A prospective trial of intravenous streptokinase in acute myocardial infarction (I.S.A.M.). Mortality, morbidity, and infarct size at 21 days.

Within six hours after the onset of symptoms of myocardial infarction, we randomly assigned 1741 patients up to 75 years of age to a one-hour intravenous infusion of 1.5 million IU of streptokinase or placebo. At 21 days mortality was 6.3 percent in the streptokinase group and 7.1 percent in the placebo group. Of those treated within three hours of the onset of symptoms, 5.2 percent died in the streptokinase group (n = 477), as compared with 6.5 percent in the placebo group (n = 463). These differences were not significant.

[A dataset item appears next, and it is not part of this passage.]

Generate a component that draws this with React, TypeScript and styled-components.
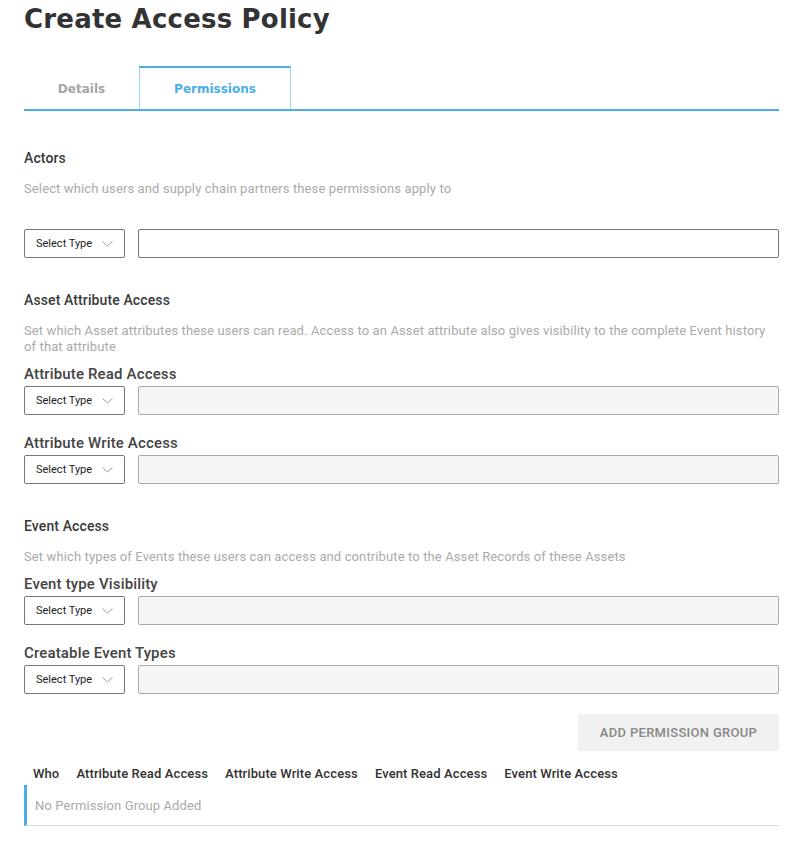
import React from 'react';
import styled, { createGlobalStyle } from 'styled-components';

const GlobalStyle = createGlobalStyle`
  body {
    margin: 0;
    background: #fff;
    font-family: Roboto, 'Liberation Sans', sans-serif;
  }
`;

type FieldRow = { label?: string; disabled?: boolean };

const sections: {
  title: string;
  description: string;
  fields: FieldRow[];
}[] = [
  {
    title: 'Actors',
    description: 'Select which users and supply chain partners these permissions apply to',
    fields: [{}],
  },
  {
    title: 'Asset Attribute Access',
    description:
      'Set which Asset attributes these users can read. Access to an Asset attribute also gives visibility to the complete Event history of that attribute',
    fields: [
      { label: 'Attribute Read Access', disabled: true },
      { label: 'Attribute Write Access', disabled: true },
    ],
  },
  {
    title: 'Event Access',
    description:
      'Set which types of Events these users can access and contribute to the Asset Records of these Assets',
    fields: [
      { label: 'Event type Visibility', disabled: true },
      { label: 'Creatable Event Types', disabled: true },
    ],
  },
];

const columns = [
  'Who',
  'Attribute Read Access',
  'Attribute Write Access',
  'Event Read Access',
  'Event Write Access',
];

const Chevron = () => (
  <svg width="11" height="6" viewBox="0 0 11 6" fill="none">
    <path d="M0.5 0.5L5.5 5L10.5 0.5" stroke="#999" strokeWidth="1" />
  </svg>
);

const App = () => {
  return (
    <>
      <GlobalStyle />
      <Page>
        <Title>Create Access Policy</Title>
        <Tabs>
          <Tab>Details</Tab>
          <Tab active>Permissions</Tab>
        </Tabs>

        {sections.map((section, i) => (
          <Section key={section.title} first={i === 0}>
            <SectionTitle>{section.title}</SectionTitle>
            <Description spaced={!section.fields[0].label}>
              {section.description}
            </Description>
            {section.fields.map((field, j) => (
              <Field key={j} spaced={j > 0}>
                {field.label && <FieldLabel>{field.label}</FieldLabel>}
                <Row>
                  <SelectBox>
                    Select Type
                    <Chevron />
                  </SelectBox>
                  <TextInput disabled={field.disabled} />
                </Row>
              </Field>
            ))}
          </Section>
        ))}

        <ButtonRow>
          <AddButton>ADD PERMISSION GROUP</AddButton>
        </ButtonRow>

        <TableHead>
          {columns.map((c) => (
            <HeadCell key={c}>{c}</HeadCell>
          ))}
        </TableHead>
        <EmptyRow>No Permission Group Added</EmptyRow>
      </Page>
    </>
  );
};

export default App;

const Page = styled.div`
  width: 755px;
  padding: 0 21px 20px 24px;
`;

const Title = styled.h1`
  margin: 0;
  padding-top: 3px;
  font-family: 'DejaVu Sans', sans-serif;
  font-weight: 700;
  font-size: 26px;
  line-height: 32px;
  color: #333;
  letter-spacing: 0.2px;
`;

const Tabs = styled.div`
  display: flex;
  margin-top: 31px;
  border-bottom: 2px solid #4aaee9;
`;

const Tab = styled.div<{ active?: boolean }>`
  width: ${(p) => (p.active ? '152px' : '115px')};
  height: 43px;
  box-sizing: border-box;
  display: flex;
  align-items: center;
  justify-content: center;
  padding-top: ${(p) => (p.active ? '0' : '1px')};
  font-family: 'DejaVu Sans', sans-serif;
  font-weight: 700;
  font-size: 12px;
  color: ${(p) => (p.active ? '#4aaee9' : '#a5a5a5')};
  border-top: 2px solid ${(p) => (p.active ? '#4aaee9' : 'transparent')};
  border-left: 1px solid ${(p) => (p.active ? '#9fd2f3' : 'transparent')};
  border-right: 1px solid ${(p) => (p.active ? '#9fd2f3' : 'transparent')};
`;

const Section = styled.div<{ first?: boolean }>`
  margin-top: ${(p) => (p.first ? '38px' : '33px')};
`;

const SectionTitle = styled.div`
  font-family: 'Roboto Medium', Roboto, sans-serif;
  font-size: 14px;
  font-weight: 500;
  color: #3a3a3a;
  line-height: 18px;
  letter-spacing: 0.1px;
`;

const Description = styled.div<{ spaced?: boolean }>`
  margin-top: 14px;
  margin-bottom: ${(p) => (p.spaced ? '32px' : '10px')};
  font-size: 13px;
  line-height: 16px;
  color: #aaa;
  letter-spacing: 0.12px;
`;

const Field = styled.div<{ spaced?: boolean }>`
  margin-top: ${(p) => (p.spaced ? '19px' : '0')};
`;

const FieldLabel = styled.div`
  font-family: 'Roboto Medium', Roboto, sans-serif;
  font-size: 15px;
  font-weight: 500;
  color: #444;
  line-height: 18px;
  margin-bottom: 3px;
  letter-spacing: 0.15px;
`;

const Row = styled.div`
  display: flex;
  gap: 13px;
`;

const SelectBox = styled.div`
  width: 101px;
  height: 29px;
  box-sizing: border-box;
  border: 1px solid #777;
  border-radius: 2px;
  display: flex;
  align-items: center;
  justify-content: space-between;
  padding: 0 11px;
  font-size: 11px;
  color: #222;
  background: #fff;

  svg {
    margin-left: 8px;
  }
`;

const TextInput = styled.div<{ disabled?: boolean }>`
  flex: 1;
  height: 29px;
  box-sizing: border-box;
  border: 1px solid ${(p) => (p.disabled ? '#aaa' : '#777')};
  border-radius: 2px;
  background: ${(p) => (p.disabled ? '#f5f5f5' : '#fff')};
`;

const ButtonRow = styled.div`
  display: flex;
  justify-content: flex-end;
  margin-top: 20px;
`;

const AddButton = styled.button`
  width: 201px;
  height: 37px;
  border: none;
  border-radius: 2px;
  background: #f1f1f1;
  color: #888;
  font-family: 'Roboto Medium', Roboto, 'Liberation Sans', sans-serif;
  font-size: 13px;
  font-weight: 500;
  letter-spacing: 0.3px;
`;

const TableHead = styled.div`
  display: flex;
  gap: 17px;
  padding: 15px 0 0 9px;
  height: 19px;
`;

const HeadCell = styled.div`
  font-family: 'Roboto Medium', Roboto, sans-serif;
  font-size: 13px;
  font-weight: 500;
  color: #333;
  line-height: 16px;
  letter-spacing: 0.1px;
`;

const EmptyRow = styled.div`
  height: 41px;
  box-sizing: border-box;
  display: flex;
  align-items: center;
  padding-left: 8px;
  border-left: 3px solid #4aaee9;
  border-bottom: 1px solid #ddd;
  font-size: 13px;
  color: #aaa;
  letter-spacing: 0.1px;
`;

The time to peak serum levels of creatine kinase of myocardial origin (CK-MB) after the onset of symptoms was significantly shorter (13.9 vs. 19.2 hours), and the integrated area under the CK-MB curve (CK-MB infarct size) was significantly smaller, in the streptokinase group (P less than 0.02). Angiograms obtained in 848 patients three to four weeks after infarction revealed that the streptokinase group had higher global ejection fractions (56.8 vs. 53.9 percent, P less than 0.005) and regional ejection fractions (all patients in group, P less than 0.005; patients with anterior or inferior infarctions, P less than 0.05). We conclude that beginning intravenous streptokinase infusion early after the onset of myocardial infarction limits the size of the infarct regardless of its localization. There was, however, only a trend toward reduced mortality at 21 days.